(Exercise): Identify the lines bearing the string "styles" and gather them.

(Source excerpt):

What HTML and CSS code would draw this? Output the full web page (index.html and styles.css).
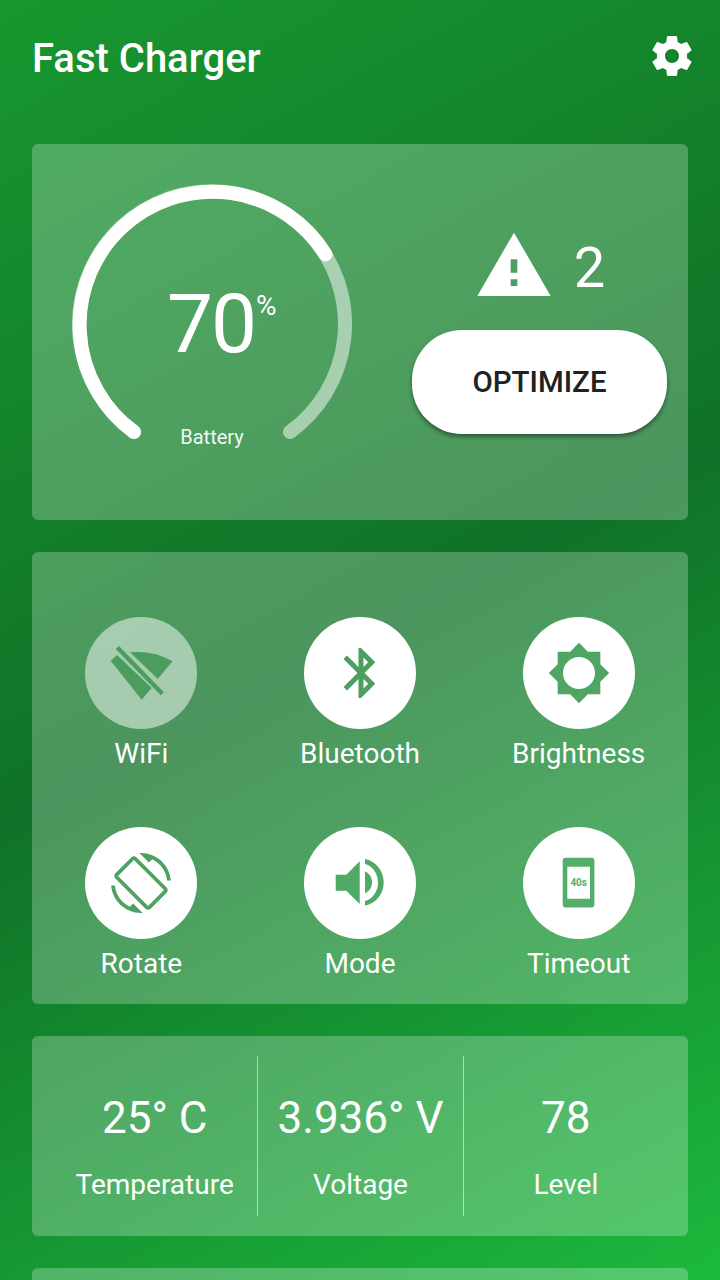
FILE: index.html
```html
<!DOCTYPE html>
<html lang="en">

<head>
    <meta charset="UTF-8">
    <meta name="viewport" content="width=device-width, initial-scale=1.0">
    <title>Fast Charger</title>
    <link rel="stylesheet" href="styles.css">
</head>

<body>
    <div class="main-container">
        <header class="top-bar">
            <h1>Fast Charger</h1>
            <svg class="gear" viewBox="0 0 24 24">
                <path d="M19.43 12.98c.04-.32.07-.64.07-.98s-.03-.66-.07-.98l2.11-1.65c.19-.15.24-.42.12-.64l-2-3.46c-.12-.22-.39-.3-.61-.22l-2.49 1c-.52-.4-1.08-.73-1.69-.98l-.38-2.65C14.46 2.18 14.25 2 14 2h-4c-.25 0-.46.18-.49.42l-.38 2.65c-.61.25-1.17.59-1.69.98l-2.49-1c-.23-.09-.49 0-.61.22l-2 3.46c-.13.22-.07.49.12.64l2.11 1.65c-.04.32-.07.65-.07.98s.03.66.07.98l-2.11 1.65c-.19.15-.24.42-.12.64l2 3.46c.12.22.39.3.61.22l2.49-1c.52.4 1.08.73 1.69.98l.38 2.65c.03.24.24.42.49.42h4c.25 0 .46-.18.49-.42l.38-2.65c.61-.25 1.17-.59 1.69-.98l2.49 1c.23.09.49 0 .61-.22l2-3.46c.12-.22.07-.49-.12-.64l-2.11-1.65zM12 15.5c-1.93 0-3.5-1.57-3.5-3.5s1.57-3.5 3.5-3.5 3.5 1.57 3.5 3.5-1.57 3.5-3.5 3.5z"/>
            </svg>
        </header>

        <section class="card battery-card">
            <div class="gauge">
                <svg class="gauge-arc" viewBox="0 0 280 280">
                    <path class="arc-track" d="M62 248A133 133 0 1 1 218 248"/>
                    <path class="arc-value" d="M62 248A133 133 0 1 1 253.5 70.4"/>
                </svg>
                <div class="gauge-value">70</div>
                <div class="gauge-unit">%</div>
                <div class="gauge-label">Battery</div>
            </div>
            <div class="battery-side">
                <div class="warning">
                    <svg class="warning-icon" viewBox="0 0 24 24">
                        <path d="M1 21h22L12 2 1 21zm12-3h-2v-2h2v2zm0-4h-2v-4h2v4z"/>
                    </svg>
                    <span class="warning-count">2</span>
                </div>
                <button class="optimize" type="button">OPTIMIZE</button>
            </div>
        </section>

        <section class="card toggles">
            <div class="toggle">
                <div class="circle circle-off">
                    <svg class="icon-wifi" viewBox="0 0 112 112">
                        <path d="M45 35.3Q68 33 87.7 44.3L72.7 61.700Z"/>
                        <path d="M25.700 43.700L32 38 66.700 71 56.700 82.700Z"/>
                        <path d="M30.700 32L34 29 79 75.300 75.700 78.300Z"/>
                    </svg>
                </div>
                <span class="toggle-name">WiFi</span>
            </div>
            <div class="toggle">
                <div class="circle">
                    <svg class="icon-bluetooth" viewBox="0 0 24 24">
                        <path d="M17.71 7.71L12 2h-1v7.59L6.41 5 5 6.41 10.59 12 5 17.59 6.41 19 11 14.41V22h1l5.71-5.71-4.3-4.29 4.3-4.29zM13 5.83l1.88 1.88L13 9.59V5.83zm1.88 10.46L13 18.17v-3.76l1.88 1.88z"/>
                    </svg>
                </div>
                <span class="toggle-name">Bluetooth</span>
            </div>
            <div class="toggle">
                <div class="circle">
                    <svg class="icon-brightness" viewBox="0 0 24 24">
                        <path d="M20 15.31L23.31 12 20 8.690V4h-4.690L12 .69 8.690 4H4v4.690L.69 12 4 15.310V20h4.690L12 23.310 15.310 20H20v-4.690zM12 18c-3.310 0-6-2.690-6-6s2.690-6 6-6 6 2.690 6 6-2.690 6-6 6z"/>
                    </svg>
                </div>
                <span class="toggle-name">Brightness</span>
            </div>
            <div class="toggle">
                <div class="circle">
                    <svg class="icon-rotate" viewBox="0 0 24 24">
                        <path d="M16.48 2.52c3.27 1.55 5.61 4.72 5.97 8.48h1.5C23.44 4.84 18.29 0 12 0l-.66.03 3.81 3.81 1.33-1.32zm-6.25-.77c-.59-.59-1.54-.59-2.12 0L1.75 8.11c-.59.59-.59 1.54 0 2.12l12.02 12.02c.59.59 1.54.59 2.12 0l6.36-6.36c.59-.59.59-1.54 0-2.12L10.23 1.75zm4.6 19.44L2.81 9.17l6.36-6.36 12.02 12.02-6.36 6.36zm-7.31.29C4.25 19.94 1.91 16.76 1.55 13H.05C.56 19.16 5.71 24 12 24l.66-.03-3.81-3.81-1.33 1.32z"/>
                    </svg>
                </div>
                <span class="toggle-name">Rotate</span>
            </div>
            <div class="toggle">
                <div class="circle">
                    <svg class="icon-mode" viewBox="0 0 112 112">
                        <path d="M31.700 47.700H42.300L55.700 34.300V77L42.300 63.700H31.700Z"/>
                        <path d="M61 44.300C65.500 46.500 68 50.500 68 55.500S65.500 64 61 66.300Z"/>
                        <path d="M61 32C72 34 79.700 44 79.700 55.500S72 76.500 61 78.700V74C69 72 74 64 74 55.500S69 39 61 37Z"/>
                    </svg>
                </div>
                <span class="toggle-name">Mode</span>
            </div>
            <div class="toggle">
                <div class="circle">
                    <svg class="icon-timeout" viewBox="0 0 112 112">
                        <path fill-rule="evenodd" d="M42.700 30.700H68.400A3 3 0 0 1 71.400 33.700V77.400A3 3 0 0 1 68.400 80.400H42.700A3 3 0 0 1 39.700 77.400V33.700A3 3 0 0 1 42.700 30.700ZM44.300 39.700V71.700H67V39.700Z"/>
                        <text class="timeout-text" x="55.700" y="59">40s</text>
                    </svg>
                </div>
                <span class="toggle-name">Timeout</span>
            </div>
        </section>

        <section class="card stats">
            <div class="stat">
                <span class="stat-value">25° C</span>
                <span class="stat-name">Temperature</span>
            </div>
            <div class="stat">
                <span class="stat-value">3.936° V</span>
                <span class="stat-name">Voltage</span>
            </div>
            <div class="stat">
                <span class="stat-value">78</span>
                <span class="stat-name">Level</span>
            </div>
        </section>

        <section class="card extra"></section>
    </div>
</body>

</html>
```

FILE: styles.css
```css
html,
body {
    margin: 0;
    height: 1280px;
    overflow: hidden;
}

body {
    font-family: 'Roboto', 'Liberation Sans', sans-serif;
    color: #fff;
}

.main-container {
    height: 1280px;
    overflow: hidden;
    box-sizing: border-box;
    padding: 0 32px;
    display: flex;
    flex-direction: column;
    gap: 32px;
    background: linear-gradient(152deg, #17972f 0%, #107228 50%, #1cb93d 100%);
}

.top-bar {
    flex: none;
    height: 112px;
    display: flex;
    align-items: flex-start;
    justify-content: space-between;
}

h1 {
    margin: 32px 0 0;
    font-size: 40px;
    line-height: 54px;
    font-weight: 500;
}

.gear {
    width: 48px;
    height: 48px;
    margin: 32px -8px 0 0;
    fill: #fff;
}

.card {
    flex: none;
    border-radius: 6px;
    background-color: rgba(255, 255, 255, 0.25);
}

/* battery */
.battery-card {
    height: 376px;
    box-sizing: border-box;
    padding: 40px 21px 0 40px;
    display: flex;
    justify-content: space-between;
}

.gauge {
    position: relative;
    width: 280px;
    height: 280px;
}

.gauge-arc {
    display: block;
    width: 280px;
    height: 280px;
    fill: none;
    stroke-width: 14;
    stroke-linecap: round;
}

.arc-track {
    stroke: rgba(255, 255, 255, 0.5);
}

.arc-value {
    stroke: #fff;
}

.gauge-value {
    position: absolute;
    left: 95px;
    top: 92px;
    font-size: 82px;
    line-height: 96px;
    font-weight: 400;
    letter-spacing: -2px;
}

.gauge-unit {
    position: absolute;
    left: 184px;
    top: 106px;
    font-size: 28px;
    line-height: 32px;
}

.gauge-label {
    position: absolute;
    left: 0;
    right: 0;
    top: 240px;
    text-align: center;
    font-size: 20px;
    line-height: 26px;
    color: rgba(255, 255, 255, 0.95);
}

.battery-side {
    width: 255px;
    padding-top: 42px;
    display: flex;
    flex-direction: column;
    align-items: center;
}

.warning {
    height: 80px;
    display: flex;
    align-items: center;
    gap: 20px;
}

.warning-icon {
    width: 80px;
    height: 80px;
    fill: #fff;
}

.warning-count {
    padding-top: 4px;
    font-size: 56px;
    font-weight: 400;
}

.optimize {
    width: 255px;
    height: 104px;
    margin-top: 24px;
    border: none;
    border-radius: 50px;
    background-color: #fff;
    color: #212121;
    font-family: inherit;
    font-size: 29.5px;
    font-weight: 500;
    box-shadow: 0 3px 4px rgba(0, 0, 0, 0.4);
}

/* toggles */
.toggles {
    height: 452px;
    box-sizing: border-box;
    padding-top: 65px;
    display: grid;
    grid-template-columns: repeat(3, 1fr);
    grid-auto-rows: 210px;
}

.toggle {
    display: flex;
    flex-direction: column;
    align-items: center;
}

.circle {
    width: 112px;
    height: 112px;
    border-radius: 50%;
    background-color: #fff;
    display: flex;
    align-items: center;
    justify-content: center;
}

.circle-off {
    background-color: rgba(255, 255, 255, 0.5);
}

.toggle-name {
    margin-top: 9px;
    font-size: 28px;
    line-height: 32px;
}

.icon-wifi,
.icon-mode,
.icon-timeout {
    width: 112px;
    height: 112px;
}

.icon-bluetooth {
    width: 60px;
    height: 60px;
    margin-left: 3px;
    fill: #4d9f60;
}

.icon-brightness {
    width: 64px;
    height: 64px;
    fill: #50a564;
}

.icon-rotate {
    width: 60px;
    height: 60px;
    fill: #4da262;
}

.icon-wifi {
    fill: #4b9d5e;
}

.icon-mode {
    fill: #50a966;
}

.icon-timeout {
    fill: #54ae69;
}

.timeout-text {
    font-size: 10px;
    font-weight: 700;
    text-anchor: middle;
}

/* stats */
.stats {
    height: 200px;
    box-sizing: border-box;
    padding: 20px;
    display: grid;
    grid-template-columns: repeat(3, 1fr);
}

.stat {
    display: flex;
    flex-direction: column;
    align-items: center;
    border-left: 1px solid rgba(255, 255, 255, 0.55);
}

.stat:first-child {
    border-left: none;
}

.stat-value {
    margin-top: 34px;
    font-size: 44px;
    line-height: 56px;
    font-weight: 400;
}

.stat-name {
    margin-top: 23px;
    font-size: 28px;
    line-height: 32px;
}

.extra {
    height: 200px;
}
```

(Right answer):
What HTML and CSS code would draw this? Output the full web page (index.html and styles.css).
    <link rel="stylesheet" href="styles.css">
FILE: styles.css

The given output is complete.